3. Members of a civilian component and dependents shall be so described in their passports.

4. If a member of a force or of a civilian component leaves the employ of the sending State and is not repatriated, the authorities of the sending State shall immediately inform the authorities of the receiving State, giving such particulars as may be required. The authorities of the sending State shall similarly inform the authorities of the receiving State of any member who has absented himself for more than twenty-one days.

5. If the receiving State has requested the removal from its territory of a member of a force or civilian component or has made an expulsion order against an ex-member of a force or of a civilian component or against a dependent of a member or ex-member, the authorities of the sending State shall be responsible for receiving the person concerned within their own territory or otherwise disposing of him outside the receiving State. This paragraph shall apply only to persons who are not nationals of the receiving State and have entered the receiving State as members of a force or civilian component or for the purpose of becoming such members, and to the dependents of such persons.

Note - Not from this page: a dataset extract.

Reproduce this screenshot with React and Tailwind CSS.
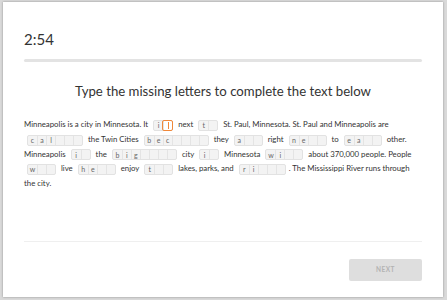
import React from 'react';

const Gap = ({ letters, total, focus }) => {
  const cells = [];
  for (let i = 0; i < total; i++) {
    const ch = letters[i] || '';
    const isFocus = focus === i;
    cells.push(
      <span
        key={i}
        className={
          'flex h-full w-[9px] items-center justify-center ' +
          (i > 0 ? 'border-l border-[#e4e4e4] ' : '') +
          (isFocus ? 'bg-white outline outline-[1.5px] outline-[#f0883a] rounded-[1px]' : '')
        }
      >
        {isFocus ? <span className="h-[7px] w-px bg-[#f0883a]" /> : ch}
      </span>
    );
  }
  return (
    <span className="mx-[3px] inline-flex h-[11px] translate-y-[1px] items-stretch rounded-[2px] border border-[#e2e2e2] bg-[#f3f3f3] align-baseline text-[7px] text-[#666]">
      {cells}
    </span>
  );
};

export default function App() {
  return (
    <div className="h-[300px] w-[447px] bg-[#d9d9d9] pb-[3px] pl-[3px] pr-[4px] pt-[2px]" style={{ fontFamily: 'Lato, "Open Sans", sans-serif' }}>
      <div className="flex h-full flex-col bg-white px-[21px] shadow-[0_0_2px_rgba(0,0,0,0.35)]">
        <div className="pt-[28px] text-[15px] leading-[18px] text-[#333]">2:54</div>
        <div className="mt-[11px] h-[3px] w-full rounded-full bg-[#e3e3e3]" />
        <h1 className="mt-[20px] text-center text-[13.2px] leading-[18px] text-[#333]">
          Type the missing letters to complete the text below
        </h1>
        <div className="mt-[17px] text-[7.8px] leading-[14.8px] text-[#333] whitespace-nowrap">
          <div>
            Minneapolis is a city in Minnesota. It <Gap letters="i" total={2} focus={1} /> next <Gap letters="t" total={2} /> St. Paul, Minnesota. St. Paul and Minneapolis are
          </div>
          <div>
            <Gap letters="cal" total={6} /> the Twin Cities <Gap letters="bec" total={7} /> they <Gap letters="a" total={3} /> right <Gap letters="ne" total={4} /> to <Gap letters="ea" total={4} /> other.
          </div>
          <div>
            Minneapolis <Gap letters="i" total={2} /> the <Gap letters="big" total={7} /> city <Gap letters="i" total={2} /> Minnesota <Gap letters="wi" total={4} /> about 370,000 people. People
          </div>
          <div>
            <Gap letters="w" total={3} /> live <Gap letters="he" total={4} /> enjoy <Gap letters="t" total={3} /> lakes, parks, and <Gap letters="ri" total={5} />. The Mississippi River runs through
          </div>
          <div>the city.</div>
        </div>
        <div className="flex-1" />
        <div className="h-px w-full bg-[#efefef]" />
        <div className="flex justify-end pb-[16px] pt-[17px]">
          <button className="h-[22px] w-[73px] rounded-[2px] bg-[#dedede] text-[6.5px] font-bold tracking-[0.5px] text-[#b3b3b3]">
            NEXT
          </button>
        </div>
      </div>
    </div>
  );
}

. In June 1995, U.S. Army Europe (USAREUR) assumed the mission (previously performed at Fort Dix, New Jersey, and Fort Jackson, South Carolina) for the “transition processing" of most soldiers stationed in Europe. (USAREUR Transition Center Implementing Instructions Message (Implementing Instructions); Government Appellate Ex. IV). As a result, the routine administrative functions associated with separating a soldier from the Army, e.g., medical, personnel, financial, transportation of household goods and family members, are to be performed at transition centers in Germany.

. 10 U.S.C. § 1168. Discharge or release from active duty: limitations

(a) A member of an armed force may not be discharged or released from active duty until his discharge certificate or certificate of release from active duty, respectively, and his final pay or substantial part of that pay, are ready for deliv-eiy to him or his next of kin or legal representative.
10 U.S.C. § 1169. Regular enlisted members: limitations on discharge
No regular enlisted member of an armed force may be discharged before his term of service expires, except— (1) as prescribed by the Secretary concerned;
(2) by sentence of a general or special court-martial; or
(3) as otherwise provided by law.

. June 19, 1951-Oct. 27, 1953, NATO, T.I.A.S. No. 2846 [hereinafter NATO SOFA].

. Agreement to Supplement NATO SOFA with respect to Foreign Forces stationed in the Federal Republic of Germany, Aug. 3, 1959-June 1, 1963, NATO, T.I.A.S. No. 5351 [hereinafter Supplementary Agreement].

. Affidavits and other attachments submitted by the parties have raised a factual question which goes to the unwaivable issue of jurisdiction. We need not, however, remand the case to the trial level for a United States v. DuBay, 17 U.S.C.M.A. 147, 37 C.M.R. 411, 1967 WL 4276 (C.M.A. 1967), proceeding, as we determine that appellant’s jurisdictional attack fails on other grounds.

. Soldiers no longer receive a final cash payment upon termination of service in most instances. Verification of pay data and debt recoupment at centralized finance and accounting offices, followed by an electronic transfer of funds to the soldier’s financial institution of choice, has replaced the time honored practice of reporting to the finance office and receiving “cold cash.’’ Current technology and accounting practices may have changed the analysis necessary for determining when a final accounting of pay has occurred.